La virtud del desarraigo

Verónica Vega

Pérdida de la ciudadanía. Illustración por Yasser Castellanos

HAVANA TIMES — El post de Alfredo Fernández “El precio de no tener precio”, me remontó a las tertulias que hacíamos en el apartamento donde él vivía en el Vedado, con vista al mar (esa extensión azul tan simbólica y maldita). Las lecturas literarias salpicadas inevitablemente de comentarios políticos. Las quejas, las especulaciones, los sueños.

Todo pasó, qué importa si demasiado rápido. El tiempo siempre ha sido una abstracción. Y si ahora el entonces anfitrión y amigo declara en un post que ha dejado de ser cubano a las instancias de este gobierno, por más que nos entristezca, no nos sorprende. Como cubanos nacidos después del 59, estamos habituados a la inconsistencia y a las despedidas.

Se sabe que la gente en cualquier momento se va, o aspira a irse. Las separaciones gravitan, se respiran. Cuba es una especie de isla flotante con un aura fantasma diseminada por el mundo. Una estación donde pocos pretenden construir, donde la mayoría espera o vigila la inminencia de los trenes.

Los nexos, sanguíneos o amistosos, deben someter su resistencia y elasticidad a la relatividad de las distancias, los silencios, la unilateralidad de las facilidades tecnológicas y la tiranía de las burocracias.

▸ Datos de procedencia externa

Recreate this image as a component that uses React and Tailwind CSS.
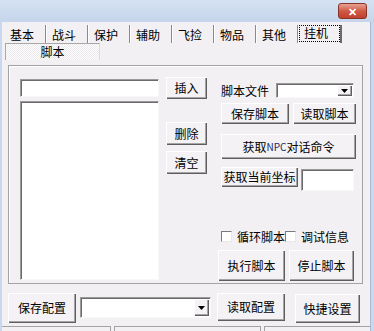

Junto a la ventana en el apartamento donde vivía Alfredo.

Entonces, ¿por qué siento como una dosis doble de tristeza?

Tal vez porque, aunque uno sabe que para que un país sea una “patria” no puede ser una cárcel, que nacemos intrínsecamente libres de recorrer el mundo y de decidir volver, no volver, salir y entrar (como viven muchos en la Tierra), ese derecho en nosotros, los cubanos, está lleno de traumas, de mentiras, de pactos involuntarios.

Tal vez porque la libertad, de elegirla, tiene un precio exagerado. Tal vez porque lo incuestionable de una injusticia no basta para que se haga algo, o porque los debates diluyen la indignación en diferencias, suspicacias, y egoísmos.

Puesta del sol vista desde el apartamento de Alfredo en La Habana.

La historia de Alfredo es sólo una confirmación del estatus de animal migratorio que se nos impusó hace décadas. Estatus que los cubanos hemos aceptado como una fatalidad exterior. Animal migratorio además con alas atrofiadas, o robadas, o improvisadas con materiales no idóneos.

Por suerte, el arraigo o el desarraigo son sólo construcciones mentales que la vida nos obliga a confrontar querámoslo o no, a través de las disímiles experiencias de la pérdida. La realidad implacable es que somos viajeros y estamos de paso, no sólo en un país, o en la Tierra, sino incluso en este cuerpo.

Y si una ley injusta que afecta a un país entero permanece inamovible porque no hay una voluntad colectiva que la remueva, nos queda todavía por suerte la disyuntiva de actuar como individuo, de verificar que el mundo sí existe detrás de los límites permitidos, que en cualquier lugar de este ancho mundo puede erigirse un hogar, una familia. Y que “patria” es simplemente la conciencia.